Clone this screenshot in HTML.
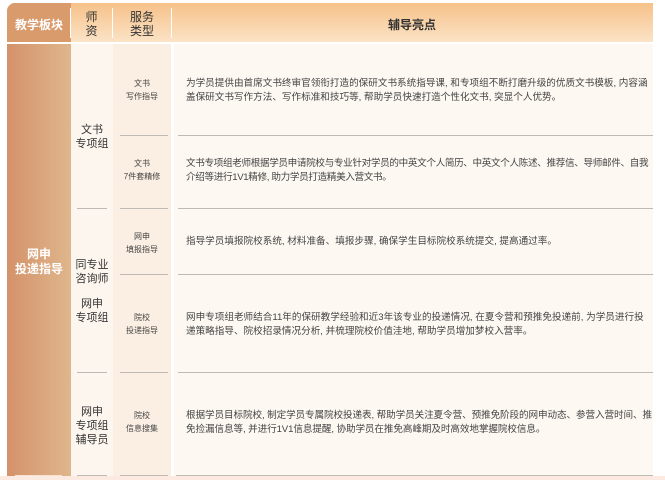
<!DOCTYPE html>
<html><head><meta charset="utf-8"><style>
*{margin:0;padding:0;box-sizing:border-box}
body{width:665px;height:480px;background:#fff;font-family:"Liberation Sans","Noto Sans CJK SC",sans-serif;position:relative;overflow:hidden}
.a{position:absolute}
.hd{top:3px;height:39px;background:linear-gradient(#f6c189,#fbe3c6);}
.c{text-align:center;color:#333}
.ln{position:absolute;height:1px;background:#bdb9b5}
.t{position:absolute;left:186px;font-size:9.6px;line-height:14px;color:#444;white-space:nowrap}
.s{font-size:8px;line-height:13px;color:#444}
.m{font-size:11px;line-height:14px;color:#333}
</style></head><body>
<div class="a hd" style="left:7px;width:646px;border-radius:8px 0 0 0"></div>
<div class="a" style="left:7px;top:3px;width:64px;height:39px;background:#d99a6c;border-radius:8px 0 0 0"></div>
<div class="a c" style="left:7px;top:16px;width:64px;color:#fff;font-size:12px;font-weight:bold">教学板块</div>
<div class="a" style="left:70px;top:8px;width:1px;height:30px;background:#fff"></div>
<div class="a" style="left:112px;top:8px;width:1px;height:30px;background:#fff"></div>
<div class="a" style="left:171px;top:8px;width:1px;height:30px;background:#fff"></div>
<div class="a c" style="left:71px;top:10px;width:41px;font-size:12px;line-height:14px">师<br>资</div>
<div class="a c" style="left:113px;top:10px;width:58px;font-size:12px;line-height:14px">服务<br>类型</div>
<div class="a c" style="left:172px;top:16px;width:480px;font-size:12px;font-weight:bold">辅导亮点</div>

<div class="a" style="left:7px;top:44px;width:64px;height:436px;background:linear-gradient(90deg,#d4926a,#dfb68c)"></div>
<div class="a" style="left:71px;top:44px;width:42px;height:436px;background:#fdf6ee"></div>
<div class="a" style="left:113px;top:44px;width:58px;height:436px;background:#fbefe3"></div>
<div class="a" style="left:174px;top:44px;width:479px;height:436px;background:#fdf8f2"></div>
<div class="a" style="left:0;top:476px;width:665px;height:4px;background:#fce9df"></div>

<div class="a c" style="left:7px;top:247px;width:64px;color:#fff;font-size:12px;font-weight:bold;line-height:15px">网申<br>投递指导</div>
<div class="a c m" style="left:71px;top:123px;width:42px">文书<br>专项组</div>
<div class="a c m" style="left:71px;top:258px;width:42px">同专业<br>咨询师</div>
<div class="a c m" style="left:71px;top:297px;width:42px">网申<br>专项组</div>
<div class="a c m" style="left:71px;top:405px;width:42px">网申<br>专项组<br>辅导员</div>

<div class="a c s" style="left:113px;top:77px;width:58px">文书<br>写作指导</div>
<div class="a c s" style="left:113px;top:157px;width:58px">文书<br>7件套精修</div>
<div class="a c s" style="left:113px;top:230px;width:58px">网申<br>填报指导</div>
<div class="a c s" style="left:113px;top:311px;width:58px">院校<br>投递指导</div>
<div class="a c s" style="left:113px;top:409px;width:58px">院校<br>信息搜集</div>

<div class="t" style="top:77px">为学员提供由首席文书终审官领衔打造的保研文书系统指导课, 和专项组不断打磨升级的优质文书模板, 内容涵<br>盖保研文书写作方法、写作标准和技巧等, 帮助学员快速打造个性化文书, 突显个人优势。</div>
<div class="t" style="top:157px;letter-spacing:-0.35px">文书专项组老师根据学员申请院校与专业针对学员的中英文个人简历、中英文个人陈述、推荐信、导师邮件、自我<br>介绍等进行1V1精修, 助力学员打造精美入营文书。</div>
<div class="t" style="top:235px">指导学员填报院校系统, 材料准备、填报步骤, 确保学生目标院校系统提交, 提高通过率。</div>
<div class="t" style="top:311px">网申专项组老师结合11年的保研教学经验和近3年该专业的投递情况, 在夏令营和预推免投递前, 为学员进行投<br>递策略指导、院校招录情况分析, 并梳理院校价值洼地, 帮助学员增加梦校入营率。</div>
<div class="t" style="top:409px;letter-spacing:-0.1px">根据学员目标院校, 制定学员专属院校投递表, 帮助学员关注夏令营、预推免阶段的网申动态、参营入营时间、推<br>免捡漏信息等, 并进行1V1信息提醒, 协助学员在推免高峰期及时高效地掌握院校信息。</div>

<div class="ln" style="left:120px;top:135px;width:48px"></div>
<div class="ln" style="left:178px;top:135px;width:475px"></div>
<div class="ln" style="left:77px;top:208px;width:30px"></div>
<div class="ln" style="left:120px;top:208px;width:48px"></div>
<div class="ln" style="left:178px;top:208px;width:475px"></div>
<div class="ln" style="left:120px;top:274px;width:48px"></div>
<div class="ln" style="left:178px;top:274px;width:475px"></div>
<div class="ln" style="left:77px;top:372px;width:30px"></div>
<div class="ln" style="left:120px;top:372px;width:48px"></div>
<div class="ln" style="left:178px;top:372px;width:475px"></div>
<div class="ln" style="left:15px;top:475px;width:47px;background:#f6e2d2"></div>
<div class="ln" style="left:77px;top:475px;width:30px"></div>
<div class="ln" style="left:120px;top:475px;width:48px"></div>
<div class="ln" style="left:176px;top:475px;width:477px"></div>
</body></html>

+++

Reproduce each line exactly, please, except for any pictures.

__TASK RESULT__
Clone this screenshot in HTML.
<!DOCTYPE html>
<html><head><meta charset="utf-8"><style>
*{margin:0;padding:0;box-sizing:border-box}
body{width:665px;height:480px;background:#fff;font-family:"Liberation Sans","Noto Sans CJK SC",sans-serif;position:relative;overflow:hidden}
.a{position:absolute}
.hd{top:3px;height:39px;background:linear-gradient(#f6c189,#fbe3c6);}
.c{text-align:center;color:#333}
.ln{position:absolute;height:1px;background:#bdb9b5}
.t{position:absolute;left:186px;font-size:9.6px;line-height:14px;color:#444;white-space:nowrap}
.s{font-size:8px;line-height:13px;color:#444}
.m{font-size:11px;line-height:14px;color:#333}
</style></head><body>
<div class="a hd" style="left:7px;width:646px;border-radius:8px 0 0 0"></div>
<div class="a" style="left:7px;top:3px;width:64px;height:39px;background:#d99a6c;border-radius:8px 0 0 0"></div>
<div class="a c" style="left:7px;top:16px;width:64px;color:#fff;font-size:12px;font-weight:bold">教学板块</div>
<div class="a" style="left:70px;top:8px;width:1px;height:30px;background:#fff"></div>
<div class="a" style="left:112px;top:8px;width:1px;height:30px;background:#fff"></div>
<div class="a" style="left:171px;top:8px;width:1px;height:30px;background:#fff"></div>
<div class="a c" style="left:71px;top:10px;width:41px;font-size:12px;line-height:14px">师<br>资</div>
<div class="a c" style="left:113px;top:10px;width:58px;font-size:12px;line-height:14px">服务<br>类型</div>
<div class="a c" style="left:172px;top:16px;width:480px;font-size:12px;font-weight:bold">辅导亮点</div>

<div class="a" style="left:7px;top:44px;width:64px;height:436px;background:linear-gradient(90deg,#d4926a,#dfb68c)"></div>
<div class="a" style="left:71px;top:44px;width:42px;height:436px;background:#fdf6ee"></div>
<div class="a" style="left:113px;top:44px;width:58px;height:436px;background:#fbefe3"></div>
<div class="a" style="left:174px;top:44px;width:479px;height:436px;background:#fdf8f2"></div>
<div class="a" style="left:0;top:476px;width:665px;height:4px;background:#fce9df"></div>

<div class="a c" style="left:7px;top:247px;width:64px;color:#fff;font-size:12px;font-weight:bold;line-height:15px">网申<br>投递指导</div>
<div class="a c m" style="left:71px;top:123px;width:42px">文书<br>专项组</div>
<div class="a c m" style="left:71px;top:258px;width:42px">同专业<br>咨询师</div>
<div class="a c m" style="left:71px;top:297px;width:42px">网申<br>专项组</div>
<div class="a c m" style="left:71px;top:405px;width:42px">网申<br>专项组<br>辅导员</div>

<div class="a c s" style="left:113px;top:77px;width:58px">文书<br>写作指导</div>
<div class="a c s" style="left:113px;top:157px;width:58px">文书<br>7件套精修</div>
<div class="a c s" style="left:113px;top:230px;width:58px">网申<br>填报指导</div>
<div class="a c s" style="left:113px;top:311px;width:58px">院校<br>投递指导</div>
<div class="a c s" style="left:113px;top:409px;width:58px">院校<br>信息搜集</div>

<div class="t" style="top:77px">为学员提供由首席文书终审官领衔打造的保研文书系统指导课, 和专项组不断打磨升级的优质文书模板, 内容涵<br>盖保研文书写作方法、写作标准和技巧等, 帮助学员快速打造个性化文书, 突显个人优势。</div>
<div class="t" style="top:157px;letter-spacing:-0.35px">文书专项组老师根据学员申请院校与专业针对学员的中英文个人简历、中英文个人陈述、推荐信、导师邮件、自我<br>介绍等进行1V1精修, 助力学员打造精美入营文书。</div>
<div class="t" style="top:235px">指导学员填报院校系统, 材料准备、填报步骤, 确保学生目标院校系统提交, 提高通过率。</div>
<div class="t" style="top:311px">网申专项组老师结合11年的保研教学经验和近3年该专业的投递情况, 在夏令营和预推免投递前, 为学员进行投<br>递策略指导、院校招录情况分析, 并梳理院校价值洼地, 帮助学员增加梦校入营率。</div>
<div class="t" style="top:409px;letter-spacing:-0.1px">根据学员目标院校, 制定学员专属院校投递表, 帮助学员关注夏令营、预推免阶段的网申动态、参营入营时间、推<br>免捡漏信息等, 并进行1V1信息提醒, 协助学员在推免高峰期及时高效地掌握院校信息。</div>

<div class="ln" style="left:120px;top:135px;width:48px"></div>
<div class="ln" style="left:178px;top:135px;width:475px"></div>
<div class="ln" style="left:77px;top:208px;width:30px"></div>
<div class="ln" style="left:120px;top:208px;width:48px"></div>
<div class="ln" style="left:178px;top:208px;width:475px"></div>
<div class="ln" style="left:120px;top:274px;width:48px"></div>
<div class="ln" style="left:178px;top:274px;width:475px"></div>
<div class="ln" style="left:77px;top:372px;width:30px"></div>
<div class="ln" style="left:120px;top:372px;width:48px"></div>
<div class="ln" style="left:178px;top:372px;width:475px"></div>
<div class="ln" style="left:15px;top:475px;width:47px;background:#f6e2d2"></div>
<div class="ln" style="left:77px;top:475px;width:30px"></div>
<div class="ln" style="left:120px;top:475px;width:48px"></div>
<div class="ln" style="left:176px;top:475px;width:477px"></div>
</body></html>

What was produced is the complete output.